-- start --
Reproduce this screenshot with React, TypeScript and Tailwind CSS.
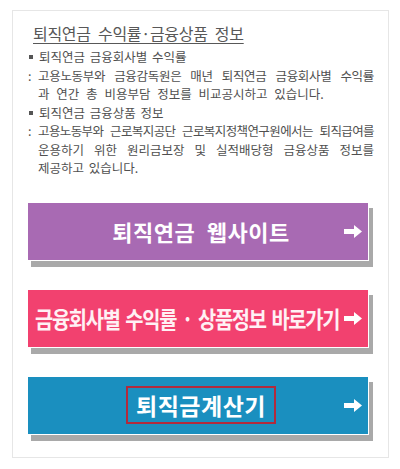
import React from 'react';

const font = { fontFamily: '"Noto Sans CJK KR", "Noto Sans", sans-serif' };

function Arrow() {
  return (
    <svg width="18" height="13" viewBox="0 0 18 13" className="shrink-0">
      <path d="M0 4h10V0l8 6.5-8 6.5V9H0z" fill="#ffffff" />
    </svg>
  );
}

function LinkButton({ color, children, pl = 'pl-[30px]' }: { color: string; children: React.ReactNode; pl?: string }) {
  return (
    <div
      className={`flex items-center h-[59px] w-[342px] border border-white shadow-[4px_6px_0_#a9a9a9] pr-[6px] ${pl} ${color}`}
    >
      <div className="flex-1 min-w-0 flex justify-center">{children}</div>
      <Arrow />
    </div>
  );
}

export default function App() {
  return (
    <div className="bg-white w-[400px] h-[469px] pt-[10px] pl-[12px]" style={font}>
      <div className="w-[377px] h-[448px] border border-[#e6e6e6] flex flex-col">
        {/* 안내 문구 */}
        <div className="pl-[20px] pr-[14px] pt-[12px] text-[#505050]">
          <h1 className="text-[16px] leading-[20px] underline underline-offset-[3px] decoration-1 tracking-[-0.3px] [word-spacing:4px] text-[#585858]">
            퇴직연금 수익률·금융상품 정보
          </h1>
          <div className="mt-[5px] text-[12.5px] leading-[18.5px] [word-spacing:2px]">
            <div className="flex items-center">
              <span className="w-[4px] h-[4px] bg-[#555] mr-[6px] ml-[-4px]" />
              퇴직연금 금융회사별 수익률
            </div>
            <div className="flex">
              <span className="w-[10px] ml-[-5px]">:</span>
              <span className="flex-1 [text-align-last:justify] tracking-[-0.3px] [word-spacing:0px]">고용노동부와 금융감독원은 매년 퇴직연금 금융회사별 수익률</span>
            </div>
            <div className="pl-[5px] [word-spacing:4px]">과 연간 총 비용부담 정보를 비교공시하고 있습니다.</div>
            <div className="flex items-center">
              <span className="w-[4px] h-[4px] bg-[#555] mr-[6px] ml-[-4px]" />
              퇴직연금 금융상품 정보
            </div>
            <div className="flex">
              <span className="w-[10px] ml-[-5px]">:</span>
              <span className="flex-1 [text-align-last:justify] tracking-[-0.6px] [word-spacing:0px]">고용노동부와 근로복지공단 근로복지정책연구원에서는 퇴직급여를</span>
            </div>
            <div className="pl-[5px] [text-align-last:justify]">운용하기 위한 원리금보장 및 실적배당형 금융상품 정보를</div>
            <div className="pl-[5px]">제공하고 있습니다.</div>
          </div>
        </div>

        {/* 바로가기 버튼 */}
        <div className="flex flex-col gap-[28px] pl-[14px] mt-[24px]">
          <LinkButton color="bg-[#a86ab3]">
            <span className="text-white text-[22px] font-bold tracking-[0.5px] [word-spacing:6px]">퇴직연금 웹사이트</span>
          </LinkButton>
          <LinkButton color="bg-[#f2416f]" pl="pl-[3px]">
            <span className="text-[#fff0f4] text-[23px] font-bold whitespace-nowrap tracking-[-1.5px] [word-spacing:3px] scale-x-[0.86] origin-left inline-block w-[306px]">
              금융회사별 수익률 · 상품정보 바로가기
            </span>
          </LinkButton>
          <LinkButton color="bg-[#1a8fbf]">
            <span className="text-white text-[23px] font-bold border-2 border-[#b22a3c] px-[8px] leading-[34px] tracking-[0.5px]">
              퇴직금계산기
            </span>
          </LinkButton>
        </div>
      </div>
    </div>
  );
}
-- end --
**Goal**
Reproduce the data above in full, exactly as it is, with the pictures left out.

**Complete response**
Reproduce this screenshot with React, TypeScript and Tailwind CSS.
import React from 'react';

const font = { fontFamily: '"Noto Sans CJK KR", "Noto Sans", sans-serif' };

function Arrow() {
  return (
    <svg width="18" height="13" viewBox="0 0 18 13" className="shrink-0">
      <path d="M0 4h10V0l8 6.5-8 6.5V9H0z" fill="#ffffff" />
    </svg>
  );
}

function LinkButton({ color, children, pl = 'pl-[30px]' }: { color: string; children: React.ReactNode; pl?: string }) {
  return (
    <div
      className={`flex items-center h-[59px] w-[342px] border border-white shadow-[4px_6px_0_#a9a9a9] pr-[6px] ${pl} ${color}`}
    >
      <div className="flex-1 min-w-0 flex justify-center">{children}</div>
      <Arrow />
    </div>
  );
}

export default function App() {
  return (
    <div className="bg-white w-[400px] h-[469px] pt-[10px] pl-[12px]" style={font}>
      <div className="w-[377px] h-[448px] border border-[#e6e6e6] flex flex-col">
        {/* 안내 문구 */}
        <div className="pl-[20px] pr-[14px] pt-[12px] text-[#505050]">
          <h1 className="text-[16px] leading-[20px] underline underline-offset-[3px] decoration-1 tracking-[-0.3px] [word-spacing:4px] text-[#585858]">
            퇴직연금 수익률·금융상품 정보
          </h1>
          <div className="mt-[5px] text-[12.5px] leading-[18.5px] [word-spacing:2px]">
            <div className="flex items-center">
              <span className="w-[4px] h-[4px] bg-[#555] mr-[6px] ml-[-4px]" />
              퇴직연금 금융회사별 수익률
            </div>
            <div className="flex">
              <span className="w-[10px] ml-[-5px]">:</span>
              <span className="flex-1 [text-align-last:justify] tracking-[-0.3px] [word-spacing:0px]">고용노동부와 금융감독원은 매년 퇴직연금 금융회사별 수익률</span>
            </div>
            <div className="pl-[5px] [word-spacing:4px]">과 연간 총 비용부담 정보를 비교공시하고 있습니다.</div>
            <div className="flex items-center">
              <span className="w-[4px] h-[4px] bg-[#555] mr-[6px] ml-[-4px]" />
              퇴직연금 금융상품 정보
            </div>
            <div className="flex">
              <span className="w-[10px] ml-[-5px]">:</span>
              <span className="flex-1 [text-align-last:justify] tracking-[-0.6px] [word-spacing:0px]">고용노동부와 근로복지공단 근로복지정책연구원에서는 퇴직급여를</span>
            </div>
            <div className="pl-[5px] [text-align-last:justify]">운용하기 위한 원리금보장 및 실적배당형 금융상품 정보를</div>
            <div className="pl-[5px]">제공하고 있습니다.</div>
          </div>
        </div>

        {/* 바로가기 버튼 */}
        <div className="flex flex-col gap-[28px] pl-[14px] mt-[24px]">
          <LinkButton color="bg-[#a86ab3]">
            <span className="text-white text-[22px] font-bold tracking-[0.5px] [word-spacing:6px]">퇴직연금 웹사이트</span>
          </LinkButton>
          <LinkButton color="bg-[#f2416f]" pl="pl-[3px]">
            <span className="text-[#fff0f4] text-[23px] font-bold whitespace-nowrap tracking-[-1.5px] [word-spacing:3px] scale-x-[0.86] origin-left inline-block w-[306px]">
              금융회사별 수익률 · 상품정보 바로가기
            </span>
          </LinkButton>
          <LinkButton color="bg-[#1a8fbf]">
            <span className="text-white text-[23px] font-bold border-2 border-[#b22a3c] px-[8px] leading-[34px] tracking-[0.5px]">
              퇴직금계산기
            </span>
          </LinkButton>
        </div>
      </div>
    </div>
  );
}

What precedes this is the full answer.